*Task description:* Repeat the material below exactly, with no pictures.

*Data section:*
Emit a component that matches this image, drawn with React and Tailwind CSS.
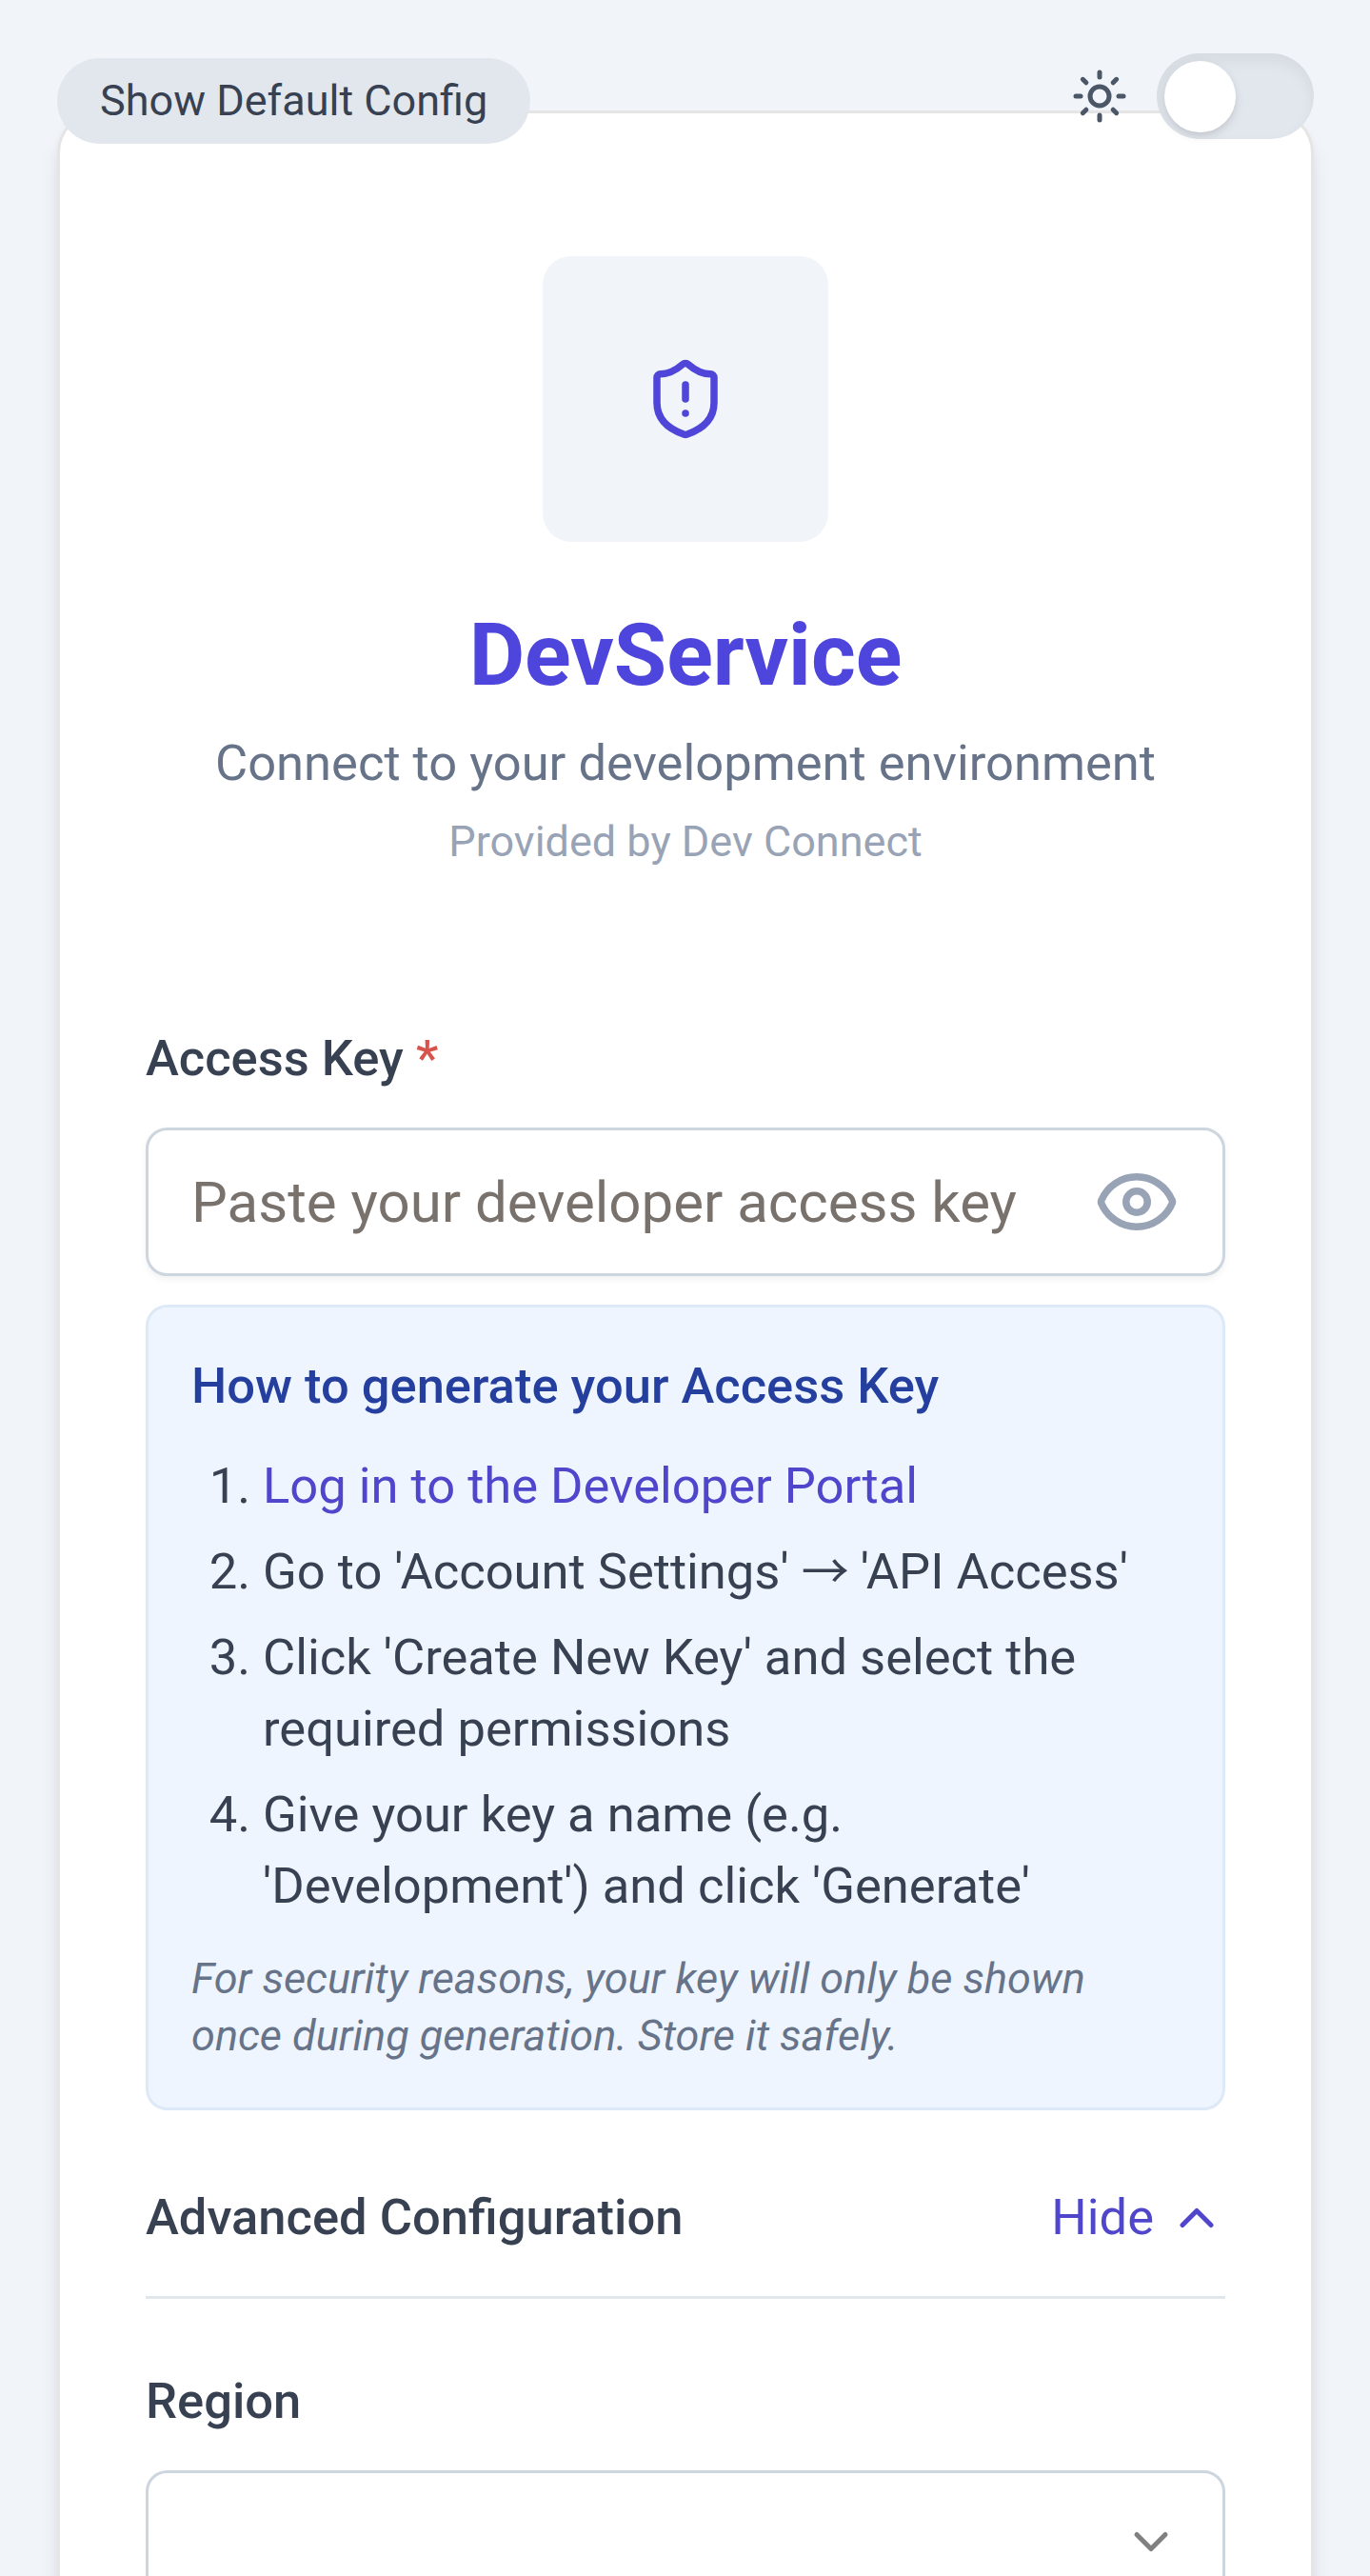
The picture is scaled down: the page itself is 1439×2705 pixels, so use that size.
import { ChevronDown, ChevronUp, Eye, ShieldAlert, Sun } from "lucide-react";

function Arrow() {
  return (
    <span className="font-['Noto_Sans_CJK_SC',sans-serif] text-[50px] leading-none tracking-[-1px]">→</span>
  );
}

function TopControls() {
  return (
    <div className="absolute top-14 right-[59px] left-[60px] z-10 flex items-start justify-between">
      <button className="mt-[5px] h-[90px] rounded-full bg-[#e2e7ee] px-[45px] text-[45px] leading-[60px] text-[#374151]">
        Show Default Config
      </button>
      <div className="flex items-center gap-[30px]">
        <Sun className="size-[60px] text-[#4b5667]" />
        <button
          role="switch"
          aria-checked="false"
          aria-label="Theme"
          className="flex h-[90px] w-[165px] items-center rounded-full bg-[#e2e7ee] px-2 shadow-[inset_0_7.5px_15px_rgba(0,0,0,0.06)]"
        >
          <span className="size-[75px] rounded-full bg-white shadow-[0_4px_11px_rgba(0,0,0,0.1),0_4px_8px_-4px_rgba(0,0,0,0.1)]" />
        </button>
      </div>
    </div>
  );
}

function Label({ children }) {
  return <label className="mb-[35px] block text-[52.5px] leading-[75px] font-medium text-[#374151]">{children}</label>;
}

export default function App() {
  return (
    <main className="relative h-[2705px] w-[1439px] overflow-hidden bg-[#f1f5fa] pt-[116px] pr-[59px] pl-[60px] font-['Roboto',sans-serif]">
      <TopControls />
      <section className="h-[2900px] rounded-[45px] border-[3px] border-[#e5e5e5] bg-white px-[90px] pt-[150px] shadow-[0_15px_22.5px_-3.75px_rgba(0,0,0,0.1),0_7.5px_15px_-7.5px_rgba(0,0,0,0.1)]">
        <header className="flex flex-col items-center text-center">
          <div className="flex size-[300px] items-center justify-center rounded-[30px] bg-[#f1f5fa]">
            <ShieldAlert className="size-[90px] text-[#4f46d9]" />
          </div>
          <h1 className="mt-[60px] text-[90px] leading-[120px] font-bold text-[#4e46dc]">DevService</h1>
          <p className="mt-[15px] text-[52.5px] leading-[75px] text-[#667388]">Connect to your development environment</p>
          <p className="mt-[15px] text-[45px] leading-[60px] text-[#98a3b5]">Provided by Dev Connect</p>
        </header>

        <div className="mt-[160px]">
          <Label>
            Access Key <span className="text-[#d9534d]">*</span>
          </Label>
          <div className="flex h-[156px] items-center justify-between rounded-[22.5px] border-[3px] border-[#cdd5de] bg-white px-[45px] shadow-[0_3.75px_7.5px_rgba(0,0,0,0.05)]">
            <span className="mt-px text-[60px] leading-[90px] whitespace-nowrap text-[#78716c]">
              Paste your developer access key
            </span>
            <Eye className="size-[90px] shrink-0 text-[#98a3b6]" />
          </div>
          <div className="mt-[30px] rounded-[22.5px] border-[3px] border-[#dee9f7] bg-[#eef5fe] p-[45px]">
            <h2 className="text-[52.5px] leading-[75px] font-medium text-[#253f9f]">How to generate your Access Key</h2>
            <ol className="mt-[30px] list-decimal space-y-[15px] pl-[75px] text-[52.5px] leading-[75px] text-[#374151]">
              <li>
                <a className="text-[#4f46cc]">Log in to the Developer Portal</a>
              </li>
              <li>
                Go to 'Account Settings' <Arrow /> 'API Access'
              </li>
              <li>Click 'Create New Key' and select the required permissions</li>
              <li>Give your key a name (e.g. 'Development') and click 'Generate'</li>
            </ol>
            <p className="mt-[30px] text-[45px] leading-[60px] text-[#667388] italic">
              For security reasons, your key will only be shown once during generation. Store it safely.
            </p>
          </div>
        </div>

        <div className="mt-[75px] flex items-center justify-between border-b-[3px] border-[#e2e7ec] pb-[45px] text-[52.5px] leading-[75px]">
          <h2 className="font-medium text-[#374151]">Advanced Configuration</h2>
          <button className="flex items-center gap-[15px] text-[#4f46cc]">
            Hide
            <ChevronUp className="size-[60px]" />
          </button>
        </div>

        <div className="mt-[70px]">
          <Label>Region</Label>
          <div className="flex h-[150px] items-center justify-end rounded-[22.5px] border-[3px] border-[#cdd5de] bg-white px-[45px]">
            <ChevronDown className="size-[60px] text-[#808080]" />
          </div>
        </div>
      </section>
    </main>
  );
}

*Written answer:*
Emit a component that matches this image, drawn with React and Tailwind CSS.
The picture is scaled down: the page itself is 1439×2705 pixels, so use that size.
import { ChevronDown, ChevronUp, Eye, ShieldAlert, Sun } from "lucide-react";

function Arrow() {
  return (
    <span className="font-['Noto_Sans_CJK_SC',sans-serif] text-[50px] leading-none tracking-[-1px]">→</span>
  );
}

function TopControls() {
  return (
    <div className="absolute top-14 right-[59px] left-[60px] z-10 flex items-start justify-between">
      <button className="mt-[5px] h-[90px] rounded-full bg-[#e2e7ee] px-[45px] text-[45px] leading-[60px] text-[#374151]">
        Show Default Config
      </button>
      <div className="flex items-center gap-[30px]">
        <Sun className="size-[60px] text-[#4b5667]" />
        <button
          role="switch"
          aria-checked="false"
          aria-label="Theme"
          className="flex h-[90px] w-[165px] items-center rounded-full bg-[#e2e7ee] px-2 shadow-[inset_0_7.5px_15px_rgba(0,0,0,0.06)]"
        >
          <span className="size-[75px] rounded-full bg-white shadow-[0_4px_11px_rgba(0,0,0,0.1),0_4px_8px_-4px_rgba(0,0,0,0.1)]" />
        </button>
      </div>
    </div>
  );
}

function Label({ children }) {
  return <label className="mb-[35px] block text-[52.5px] leading-[75px] font-medium text-[#374151]">{children}</label>;
}

export default function App() {
  return (
    <main className="relative h-[2705px] w-[1439px] overflow-hidden bg-[#f1f5fa] pt-[116px] pr-[59px] pl-[60px] font-['Roboto',sans-serif]">
      <TopControls />
      <section className="h-[2900px] rounded-[45px] border-[3px] border-[#e5e5e5] bg-white px-[90px] pt-[150px] shadow-[0_15px_22.5px_-3.75px_rgba(0,0,0,0.1),0_7.5px_15px_-7.5px_rgba(0,0,0,0.1)]">
        <header className="flex flex-col items-center text-center">
          <div className="flex size-[300px] items-center justify-center rounded-[30px] bg-[#f1f5fa]">
            <ShieldAlert className="size-[90px] text-[#4f46d9]" />
          </div>
          <h1 className="mt-[60px] text-[90px] leading-[120px] font-bold text-[#4e46dc]">DevService</h1>
          <p className="mt-[15px] text-[52.5px] leading-[75px] text-[#667388]">Connect to your development environment</p>
          <p className="mt-[15px] text-[45px] leading-[60px] text-[#98a3b5]">Provided by Dev Connect</p>
        </header>

        <div className="mt-[160px]">
          <Label>
            Access Key <span className="text-[#d9534d]">*</span>
          </Label>
          <div className="flex h-[156px] items-center justify-between rounded-[22.5px] border-[3px] border-[#cdd5de] bg-white px-[45px] shadow-[0_3.75px_7.5px_rgba(0,0,0,0.05)]">
            <span className="mt-px text-[60px] leading-[90px] whitespace-nowrap text-[#78716c]">
              Paste your developer access key
            </span>
            <Eye className="size-[90px] shrink-0 text-[#98a3b6]" />
          </div>
          <div className="mt-[30px] rounded-[22.5px] border-[3px] border-[#dee9f7] bg-[#eef5fe] p-[45px]">
            <h2 className="text-[52.5px] leading-[75px] font-medium text-[#253f9f]">How to generate your Access Key</h2>
            <ol className="mt-[30px] list-decimal space-y-[15px] pl-[75px] text-[52.5px] leading-[75px] text-[#374151]">
              <li>
                <a className="text-[#4f46cc]">Log in to the Developer Portal</a>
              </li>
              <li>
                Go to 'Account Settings' <Arrow /> 'API Access'
              </li>
              <li>Click 'Create New Key' and select the required permissions</li>
              <li>Give your key a name (e.g. 'Development') and click 'Generate'</li>
            </ol>
            <p className="mt-[30px] text-[45px] leading-[60px] text-[#667388] italic">
              For security reasons, your key will only be shown once during generation. Store it safely.
            </p>
          </div>
        </div>

        <div className="mt-[75px] flex items-center justify-between border-b-[3px] border-[#e2e7ec] pb-[45px] text-[52.5px] leading-[75px]">
          <h2 className="font-medium text-[#374151]">Advanced Configuration</h2>
          <button className="flex items-center gap-[15px] text-[#4f46cc]">
            Hide
            <ChevronUp className="size-[60px]" />
          </button>
        </div>

        <div className="mt-[70px]">
          <Label>Region</Label>
          <div className="flex h-[150px] items-center justify-end rounded-[22.5px] border-[3px] border-[#cdd5de] bg-white px-[45px]">
            <ChevronDown className="size-[60px] text-[#808080]" />
          </div>
        </div>
      </section>
    </main>
  );
}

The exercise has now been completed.